- [STATED GOAL]
Check every line of the material below for the string "React", and return the ones that have it.

- [MATERIAL]
:::::

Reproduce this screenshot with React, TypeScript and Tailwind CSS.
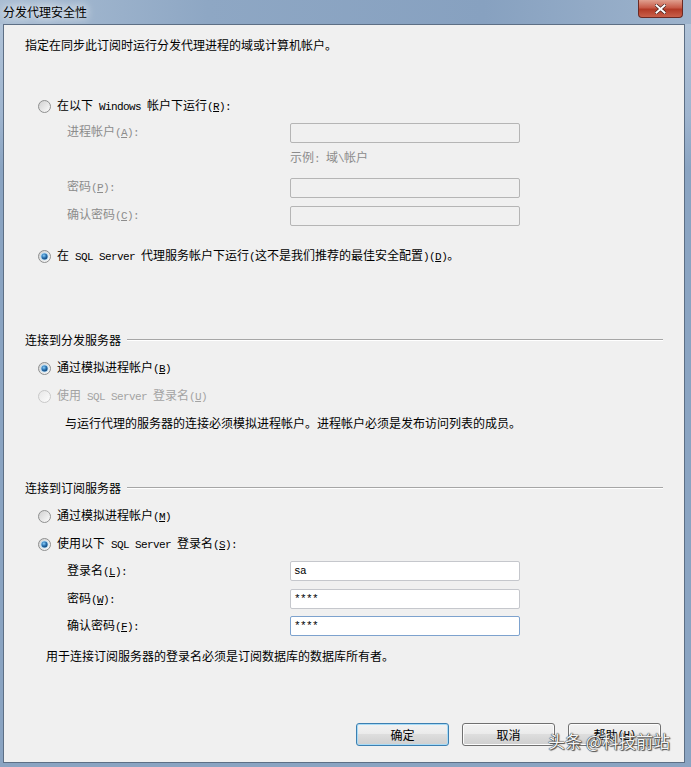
import React, { useId } from 'react';

const cjk = "font-['Noto_Sans_CJK_SC',sans-serif]";

// half-width ascii run, SimSun style (6px per char)
const A: React.FC<{ children: React.ReactNode }> = ({ children }) => (
  <span className="font-['Liberation_Mono',monospace] text-[11px] tracking-[-0.6px] whitespace-pre">{children}</span>
);

const Key: React.FC<{ k: string }> = ({ k }) => (
  <A>
    (<u className="underline-offset-1">{k}</u>)
  </A>
);

const Radio: React.FC<{ checked?: boolean; disabled?: boolean }> = ({ checked, disabled }) => {
  const id = useId().replace(/:/g, '');
  return (
    <svg width="13" height="13" viewBox="0 0 13 13" className="shrink-0">
      <defs>
        <linearGradient id={`f${id}`} x1="0" y1="0" x2="1" y2="1">
          <stop offset="0" stopColor={disabled ? '#e6e6e6' : '#cfcfcf'} />
          <stop offset="1" stopColor="#fdfdfd" />
        </linearGradient>
        <radialGradient id={`d${id}`} cx="0.4" cy="0.35" r="0.7">
          <stop offset="0" stopColor="#8fd0f7" />
          <stop offset="0.5" stopColor="#2f78b7" />
          <stop offset="1" stopColor="#0c3a6a" />
        </radialGradient>
      </defs>
      <circle cx="6.5" cy="6.5" r="6" fill={`url(#f${id})`} stroke={disabled ? '#c8c8c8' : '#8e8f8f'} />
      {checked && (
        <>
          <circle cx="6.5" cy="6.5" r="3.8" fill="#a9d7f5" />
          <circle cx="6.5" cy="6.5" r="3" fill={`url(#d${id})`} />
        </>
      )}
    </svg>
  );
};

const RadioRow: React.FC<{
  checked?: boolean;
  disabled?: boolean;
  mt: string;
  children: React.ReactNode;
}> = ({ checked, disabled, mt, children }) => (
  <div className={`${mt} h-[16px] flex items-center pl-[13px]`}>
    <Radio checked={checked} disabled={disabled} />
    <span className={`ml-[6px] whitespace-nowrap ${disabled ? 'text-[#a3a3a3]' : 'text-black'}`}>
      {children}
    </span>
  </div>
);

const GroupHeader: React.FC<{ title: string; mt: string }> = ({ title, mt }) => (
  <div className={`${mt} h-[16px] flex items-center pr-[21px]`}>
    <span className="whitespace-nowrap">{title}</span>
    <div className="flex-1 ml-[6px] h-px bg-[#a6a6a6] border-b border-white box-content" />
  </div>
);

const Field: React.FC<{
  label: React.ReactNode;
  mt: string;
  disabled?: boolean;
  value?: string;
  focused?: boolean;
  top?: boolean;
}> = ({ label, mt, disabled, value, focused, top }) => (
  <div className={`${mt} h-[20px] flex ${top ? 'items-start' : 'items-center'} pl-[42px]`}>
    <span className={`w-[223px] whitespace-nowrap leading-[16px] ${disabled ? 'text-[#8c8c8c]' : 'text-black'}`}>
      {label}
    </span>
    <div
      className={`w-[230px] h-[20px] rounded-[2px] border flex items-center px-[3px] ${
        disabled
          ? 'bg-[#f0f0f0] border-[#b5b5b5]'
          : focused
            ? 'bg-white border-[#7da2ce]'
            : 'bg-white border-[#c5c7cc]'
      }`}
    >
      {value && <A>{value}</A>}
    </div>
  </div>
);

const Button: React.FC<{ label: React.ReactNode; primary?: boolean }> = ({ label, primary }) => (
  <div
    className={`w-[93px] h-[23px] rounded-[3px] border flex items-center justify-center bg-[linear-gradient(#f2f2f2_0%,#ebebeb_45%,#dddddd_50%,#cfcfcf_100%)] ${
      primary ? 'border-[#3c7fb1] shadow-[inset_0_0_0_1px_#a8dbf6]' : 'border-[#707070] shadow-[inset_0_0_0_1px_#fcfcfc]'
    }`}
  >
    {label}
  </div>
);

export default function App() {
  return (
    <div
      className={`relative w-[691px] h-[767px] flex flex-col bg-[linear-gradient(#b4c6da_0%,#9fb5cf_15%,#8aa4c2_22%,#8aa4c2_100%)] text-[12px] text-black ${cjk}`}
    >
      {/* title bar */}
      <div className="h-[24px] flex items-start bg-[linear-gradient(90deg,#a9bdd3_0%,#8ea7c4_30%,#87a1c0_70%,#9db3cc_100%)]">
        <span className="ml-[3px] mt-[4px] leading-[16px] [text-shadow:0_0_8px_#ffffff,0_0_12px_#ffffff]">
          分发代理安全性
        </span>
        <div className="ml-auto mr-[8px] w-[45px] h-[18px] rounded-b-[4px] border border-t-0 border-[#6b2a24] bg-[linear-gradient(#e0a08f_0%,#c75b48_45%,#b23a26_55%,#c9604a_100%)] flex items-center justify-center">
          <svg width="11" height="10" viewBox="0 0 11 10">
            <path d="M1.5 1.5 L9.5 8.5 M9.5 1.5 L1.5 8.5" stroke="#3c1a16" strokeWidth="3.2" strokeLinecap="square" />
            <path d="M1.5 1.5 L9.5 8.5 M9.5 1.5 L1.5 8.5" stroke="#ffffff" strokeWidth="2" strokeLinecap="square" />
          </svg>
        </div>
      </div>

      {/* client area */}
      <div className="flex-1 ml-[3px] mr-[6px] mb-[4px] border border-[#5d6f85] bg-[#f0f0f0] flex flex-col pl-[21px] pt-[12px] leading-[16px]">
        <div className="h-[16px]">指定在同步此订阅时运行分发代理进程的域或计算机帐户。</div>

        <RadioRow mt="mt-[45px]">
          在以下<A> Windows </A>帐户下运行<Key k="R" />
          <A>:</A>
        </RadioRow>
        <Field
          mt="mt-[9px]"
          top
          disabled
          label={
            <>
              进程帐户<Key k="A" />
              <A>:</A>
            </>
          }
        />
        <div className="mt-[6px] h-[16px] pl-[265px] text-[#8c8c8c] whitespace-nowrap">
          示例<A>: </A>域<A>\</A>帐户
        </div>
        <Field
          mt="mt-[13px]"
          top
          disabled
          label={
            <>
              密码<Key k="P" />
              <A>:</A>
            </>
          }
        />
        <Field
          mt="mt-[8px]"
          top
          disabled
          label={
            <>
              确认密码<Key k="C" />
              <A>:</A>
            </>
          }
        />

        <RadioRow mt="mt-[22px]" checked>
          在<A> SQL Server </A>代理服务帐户下运行<A>(</A>这不是我们推荐的最佳安全配置<A>)</A>
          <Key k="D" />。
        </RadioRow>

        <GroupHeader mt="mt-[68px]" title="连接到分发服务器" />
        <RadioRow mt="mt-[12px]" checked>
          通过模拟进程帐户<Key k="B" />
        </RadioRow>
        <RadioRow mt="mt-[12px]" disabled>
          使用<A> SQL Server </A>登录名<Key k="U" />
        </RadioRow>
        <div className="mt-[11px] h-[16px] pl-[40px] whitespace-nowrap">
          与运行代理的服务器的连接必须模拟进程帐户。进程帐户必须是发布访问列表的成员。
        </div>

        <GroupHeader mt="mt-[49px]" title="连接到订阅服务器" />
        <RadioRow mt="mt-[12px]">
          通过模拟进程帐户<Key k="M" />
        </RadioRow>
        <RadioRow mt="mt-[12px]" checked>
          使用以下<A> SQL Server </A>登录名<Key k="S" />
          <A>:</A>
        </RadioRow>
        <Field
          mt="mt-[9px]"
          value="sa"
          label={
            <>
              登录名<Key k="L" />
              <A>:</A>
            </>
          }
        />
        <Field
          mt="mt-[8px]"
          value="****"
          label={
            <>
              密码<Key k="W" />
              <A>:</A>
            </>
          }
        />
        <Field
          mt="mt-[7px]"
          value="****"
          focused
          label={
            <>
              确认密码<Key k="F" />
              <A>:</A>
            </>
          }
        />
        <div className="mt-[12px] h-[16px] pl-[21px] whitespace-nowrap">
          用于连接订阅服务器的登录名必须是订阅数据库的数据库所有者。
        </div>

        <div className="mt-[59px] flex justify-end gap-[13px] pr-[23px]">
          <Button primary label="确定" />
          <Button label="取消" />
          <Button
            label={
              <>
                帮助<Key k="H" />
              </>
            }
          />
        </div>
      </div>

      {/* watermark */}
      <div className="absolute left-[548px] top-[730px] text-[17px] leading-[22px] text-[#f4f4f4] whitespace-nowrap [text-shadow:0_0_1px_#222,0_0_1px_#222,1px_1px_1px_#555]">
        头条 @科技前站
      </div>
    </div>
  );
}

:::::

- [FINAL RESULT]
Reproduce this screenshot with React, TypeScript and Tailwind CSS.
import React, { useId } from 'react';
const A: React.FC<{ children: React.ReactNode }> = ({ children }) => (
const Key: React.FC<{ k: string }> = ({ k }) => (
const Radio: React.FC<{ checked?: boolean; disabled?: boolean }> = ({ checked, disabled }) => {
const RadioRow: React.FC<{
  children: React.ReactNode;
const GroupHeader: React.FC<{ title: string; mt: string }> = ({ title, mt }) => (
const Field: React.FC<{
  label: React.ReactNode;
const Button: React.FC<{ label: React.ReactNode; primary?: boolean }> = ({ label, primary }) => (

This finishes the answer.